### Data block

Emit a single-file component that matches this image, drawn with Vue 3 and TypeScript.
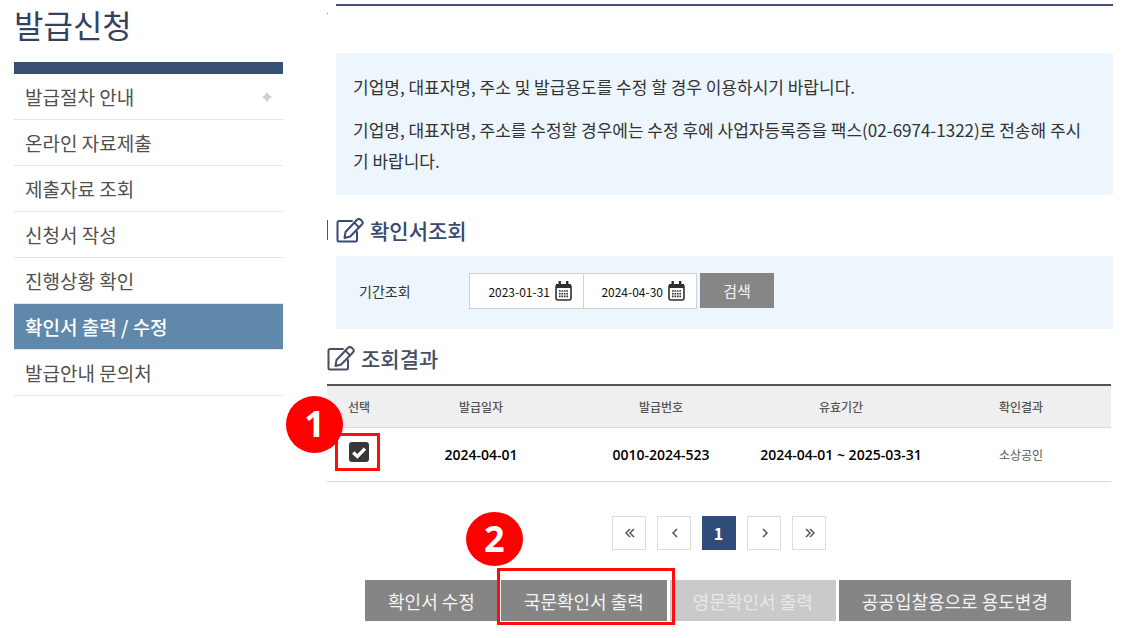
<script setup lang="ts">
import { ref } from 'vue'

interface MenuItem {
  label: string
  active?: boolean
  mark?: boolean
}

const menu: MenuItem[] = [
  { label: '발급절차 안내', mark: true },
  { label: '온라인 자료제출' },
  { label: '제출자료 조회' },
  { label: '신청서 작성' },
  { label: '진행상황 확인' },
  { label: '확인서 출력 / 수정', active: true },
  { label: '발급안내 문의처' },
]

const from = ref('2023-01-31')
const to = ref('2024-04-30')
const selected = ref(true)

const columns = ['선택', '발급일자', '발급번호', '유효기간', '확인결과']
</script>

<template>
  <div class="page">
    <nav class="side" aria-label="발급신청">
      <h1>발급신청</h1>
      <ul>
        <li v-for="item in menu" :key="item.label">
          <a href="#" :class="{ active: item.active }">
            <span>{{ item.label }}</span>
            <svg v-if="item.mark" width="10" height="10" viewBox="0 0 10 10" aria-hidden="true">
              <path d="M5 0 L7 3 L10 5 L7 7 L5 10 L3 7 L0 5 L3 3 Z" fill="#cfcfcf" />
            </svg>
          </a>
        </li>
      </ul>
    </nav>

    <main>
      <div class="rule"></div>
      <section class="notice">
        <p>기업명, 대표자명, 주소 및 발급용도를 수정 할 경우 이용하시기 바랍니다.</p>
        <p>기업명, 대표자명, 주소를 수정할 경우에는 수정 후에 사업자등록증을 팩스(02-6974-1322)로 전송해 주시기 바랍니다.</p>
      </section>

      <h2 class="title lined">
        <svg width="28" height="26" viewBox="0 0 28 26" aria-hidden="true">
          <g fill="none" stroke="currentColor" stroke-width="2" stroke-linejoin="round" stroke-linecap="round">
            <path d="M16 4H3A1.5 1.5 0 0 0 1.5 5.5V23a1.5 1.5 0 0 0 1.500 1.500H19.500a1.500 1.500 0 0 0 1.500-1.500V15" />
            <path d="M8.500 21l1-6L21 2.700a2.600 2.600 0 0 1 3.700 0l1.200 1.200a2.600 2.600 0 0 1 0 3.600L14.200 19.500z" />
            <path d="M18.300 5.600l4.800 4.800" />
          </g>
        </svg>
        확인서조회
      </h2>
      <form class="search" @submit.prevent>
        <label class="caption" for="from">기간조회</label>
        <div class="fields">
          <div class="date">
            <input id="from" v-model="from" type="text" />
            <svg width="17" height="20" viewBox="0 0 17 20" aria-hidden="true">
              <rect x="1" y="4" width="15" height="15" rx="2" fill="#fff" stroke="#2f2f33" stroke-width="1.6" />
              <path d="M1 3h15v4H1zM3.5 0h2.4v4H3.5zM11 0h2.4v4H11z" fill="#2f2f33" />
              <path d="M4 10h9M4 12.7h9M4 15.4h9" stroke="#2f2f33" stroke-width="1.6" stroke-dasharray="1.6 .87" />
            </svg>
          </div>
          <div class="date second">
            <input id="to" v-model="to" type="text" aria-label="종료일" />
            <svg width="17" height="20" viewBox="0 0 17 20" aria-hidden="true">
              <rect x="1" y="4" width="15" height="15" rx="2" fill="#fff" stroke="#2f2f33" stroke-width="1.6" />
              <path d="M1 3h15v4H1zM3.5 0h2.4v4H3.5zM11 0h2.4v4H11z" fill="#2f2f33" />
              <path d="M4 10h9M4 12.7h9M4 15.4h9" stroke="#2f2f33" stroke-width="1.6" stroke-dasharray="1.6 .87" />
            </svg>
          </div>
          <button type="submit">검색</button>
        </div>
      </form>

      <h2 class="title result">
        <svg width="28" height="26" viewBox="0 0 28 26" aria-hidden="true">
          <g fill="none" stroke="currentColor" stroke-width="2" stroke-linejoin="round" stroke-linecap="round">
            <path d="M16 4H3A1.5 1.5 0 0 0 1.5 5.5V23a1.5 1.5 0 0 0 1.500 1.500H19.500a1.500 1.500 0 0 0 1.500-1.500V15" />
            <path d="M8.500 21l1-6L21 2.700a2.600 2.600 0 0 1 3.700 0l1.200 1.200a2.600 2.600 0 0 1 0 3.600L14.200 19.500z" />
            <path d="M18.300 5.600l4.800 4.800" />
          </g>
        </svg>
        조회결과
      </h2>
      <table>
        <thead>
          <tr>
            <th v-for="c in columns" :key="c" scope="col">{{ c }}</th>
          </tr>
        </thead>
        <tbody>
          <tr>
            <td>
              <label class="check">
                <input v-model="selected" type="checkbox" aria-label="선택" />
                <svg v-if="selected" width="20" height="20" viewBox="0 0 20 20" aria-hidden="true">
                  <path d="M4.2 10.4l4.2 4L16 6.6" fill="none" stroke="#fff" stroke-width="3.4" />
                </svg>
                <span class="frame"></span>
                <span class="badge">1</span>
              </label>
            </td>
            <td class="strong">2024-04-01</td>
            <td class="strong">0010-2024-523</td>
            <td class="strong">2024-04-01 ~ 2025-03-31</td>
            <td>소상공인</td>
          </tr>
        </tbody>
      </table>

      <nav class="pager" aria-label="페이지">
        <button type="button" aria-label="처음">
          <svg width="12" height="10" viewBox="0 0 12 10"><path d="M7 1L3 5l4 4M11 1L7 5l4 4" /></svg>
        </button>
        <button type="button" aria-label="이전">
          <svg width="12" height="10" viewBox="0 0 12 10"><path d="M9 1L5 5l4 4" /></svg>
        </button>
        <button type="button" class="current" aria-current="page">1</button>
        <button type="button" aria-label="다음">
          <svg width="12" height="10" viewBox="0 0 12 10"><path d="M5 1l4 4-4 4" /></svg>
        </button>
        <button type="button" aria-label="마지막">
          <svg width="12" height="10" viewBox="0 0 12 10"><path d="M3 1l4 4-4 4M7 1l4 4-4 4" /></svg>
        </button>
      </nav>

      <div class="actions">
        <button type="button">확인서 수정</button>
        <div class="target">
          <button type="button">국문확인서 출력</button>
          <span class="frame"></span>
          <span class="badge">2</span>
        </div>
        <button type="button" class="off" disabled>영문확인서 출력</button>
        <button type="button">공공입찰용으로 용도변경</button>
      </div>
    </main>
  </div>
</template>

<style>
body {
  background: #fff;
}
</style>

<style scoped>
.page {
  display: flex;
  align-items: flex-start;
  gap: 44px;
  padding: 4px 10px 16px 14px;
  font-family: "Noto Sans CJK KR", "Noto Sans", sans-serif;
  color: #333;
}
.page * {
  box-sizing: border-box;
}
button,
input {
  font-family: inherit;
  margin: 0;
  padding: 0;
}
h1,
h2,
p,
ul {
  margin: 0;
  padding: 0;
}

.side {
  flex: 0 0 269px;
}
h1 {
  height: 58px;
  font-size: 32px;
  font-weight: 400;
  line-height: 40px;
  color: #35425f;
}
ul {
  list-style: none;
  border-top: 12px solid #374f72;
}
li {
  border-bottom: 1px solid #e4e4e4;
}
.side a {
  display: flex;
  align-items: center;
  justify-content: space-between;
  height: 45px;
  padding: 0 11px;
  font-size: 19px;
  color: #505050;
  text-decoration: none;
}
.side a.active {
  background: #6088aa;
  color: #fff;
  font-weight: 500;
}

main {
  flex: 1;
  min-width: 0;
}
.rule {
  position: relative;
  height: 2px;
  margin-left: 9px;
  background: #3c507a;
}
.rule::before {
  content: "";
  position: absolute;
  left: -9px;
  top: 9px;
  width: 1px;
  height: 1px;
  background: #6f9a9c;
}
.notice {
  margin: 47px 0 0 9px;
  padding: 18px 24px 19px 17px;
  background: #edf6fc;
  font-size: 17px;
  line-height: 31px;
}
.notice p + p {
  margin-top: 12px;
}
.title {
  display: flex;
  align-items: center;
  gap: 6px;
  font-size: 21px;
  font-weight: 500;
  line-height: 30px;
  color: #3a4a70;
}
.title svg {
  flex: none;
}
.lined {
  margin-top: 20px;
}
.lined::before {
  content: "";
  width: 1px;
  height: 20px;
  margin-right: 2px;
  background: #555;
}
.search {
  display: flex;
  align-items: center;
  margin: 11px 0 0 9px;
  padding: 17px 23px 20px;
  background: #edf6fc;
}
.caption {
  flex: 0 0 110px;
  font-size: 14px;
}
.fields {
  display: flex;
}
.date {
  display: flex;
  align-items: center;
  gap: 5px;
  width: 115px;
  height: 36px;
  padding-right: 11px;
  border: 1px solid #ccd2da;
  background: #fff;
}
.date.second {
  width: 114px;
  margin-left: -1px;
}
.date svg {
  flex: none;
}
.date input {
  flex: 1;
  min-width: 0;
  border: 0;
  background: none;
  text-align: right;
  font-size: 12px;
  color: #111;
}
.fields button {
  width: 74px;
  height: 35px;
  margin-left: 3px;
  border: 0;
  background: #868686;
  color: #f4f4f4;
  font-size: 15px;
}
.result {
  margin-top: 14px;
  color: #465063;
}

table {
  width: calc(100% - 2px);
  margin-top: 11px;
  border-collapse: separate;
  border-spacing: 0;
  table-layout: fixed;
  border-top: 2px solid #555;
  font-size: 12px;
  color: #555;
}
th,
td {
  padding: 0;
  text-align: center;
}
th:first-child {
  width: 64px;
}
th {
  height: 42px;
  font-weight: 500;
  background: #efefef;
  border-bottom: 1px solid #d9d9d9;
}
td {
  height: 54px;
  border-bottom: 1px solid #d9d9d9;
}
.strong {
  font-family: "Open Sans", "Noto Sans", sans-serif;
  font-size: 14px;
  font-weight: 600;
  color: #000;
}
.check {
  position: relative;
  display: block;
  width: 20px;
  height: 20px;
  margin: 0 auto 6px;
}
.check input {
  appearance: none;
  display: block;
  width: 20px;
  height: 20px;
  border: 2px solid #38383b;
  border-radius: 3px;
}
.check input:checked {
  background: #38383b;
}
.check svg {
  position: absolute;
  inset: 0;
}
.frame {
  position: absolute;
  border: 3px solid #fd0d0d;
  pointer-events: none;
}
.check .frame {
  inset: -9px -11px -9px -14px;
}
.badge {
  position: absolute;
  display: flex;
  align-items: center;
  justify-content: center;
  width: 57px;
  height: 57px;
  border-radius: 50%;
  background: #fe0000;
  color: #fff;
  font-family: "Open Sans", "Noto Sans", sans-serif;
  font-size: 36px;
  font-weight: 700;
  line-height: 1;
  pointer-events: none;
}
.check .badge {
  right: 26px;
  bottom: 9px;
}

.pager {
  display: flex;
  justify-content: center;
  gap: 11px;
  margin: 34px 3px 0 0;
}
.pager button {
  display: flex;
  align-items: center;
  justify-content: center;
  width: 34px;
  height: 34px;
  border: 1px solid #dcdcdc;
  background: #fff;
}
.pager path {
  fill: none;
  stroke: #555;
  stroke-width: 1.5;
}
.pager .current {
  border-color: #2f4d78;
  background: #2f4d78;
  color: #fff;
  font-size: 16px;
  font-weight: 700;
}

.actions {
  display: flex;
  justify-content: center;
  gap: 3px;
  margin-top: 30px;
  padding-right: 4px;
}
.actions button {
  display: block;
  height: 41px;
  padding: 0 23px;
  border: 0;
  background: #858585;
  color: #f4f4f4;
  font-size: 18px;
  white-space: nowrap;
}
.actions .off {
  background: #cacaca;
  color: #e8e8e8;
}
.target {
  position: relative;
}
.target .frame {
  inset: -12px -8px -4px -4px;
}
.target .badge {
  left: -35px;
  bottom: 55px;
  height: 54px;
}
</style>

### Your goal
Write out again, exactly, the lines from the start of the listing up to the line containing "const selected = ref(true)", with both ends and without pictures.

### Task solution
Emit a single-file component that matches this image, drawn with Vue 3 and TypeScript.
<script setup lang="ts">
import { ref } from 'vue'

interface MenuItem {
  label: string
  active?: boolean
  mark?: boolean
}

const menu: MenuItem[] = [
  { label: '발급절차 안내', mark: true },
  { label: '온라인 자료제출' },
  { label: '제출자료 조회' },
  { label: '신청서 작성' },
  { label: '진행상황 확인' },
  { label: '확인서 출력 / 수정', active: true },
  { label: '발급안내 문의처' },
]

const from = ref('2023-01-31')
const to = ref('2024-04-30')
const selected = ref(true)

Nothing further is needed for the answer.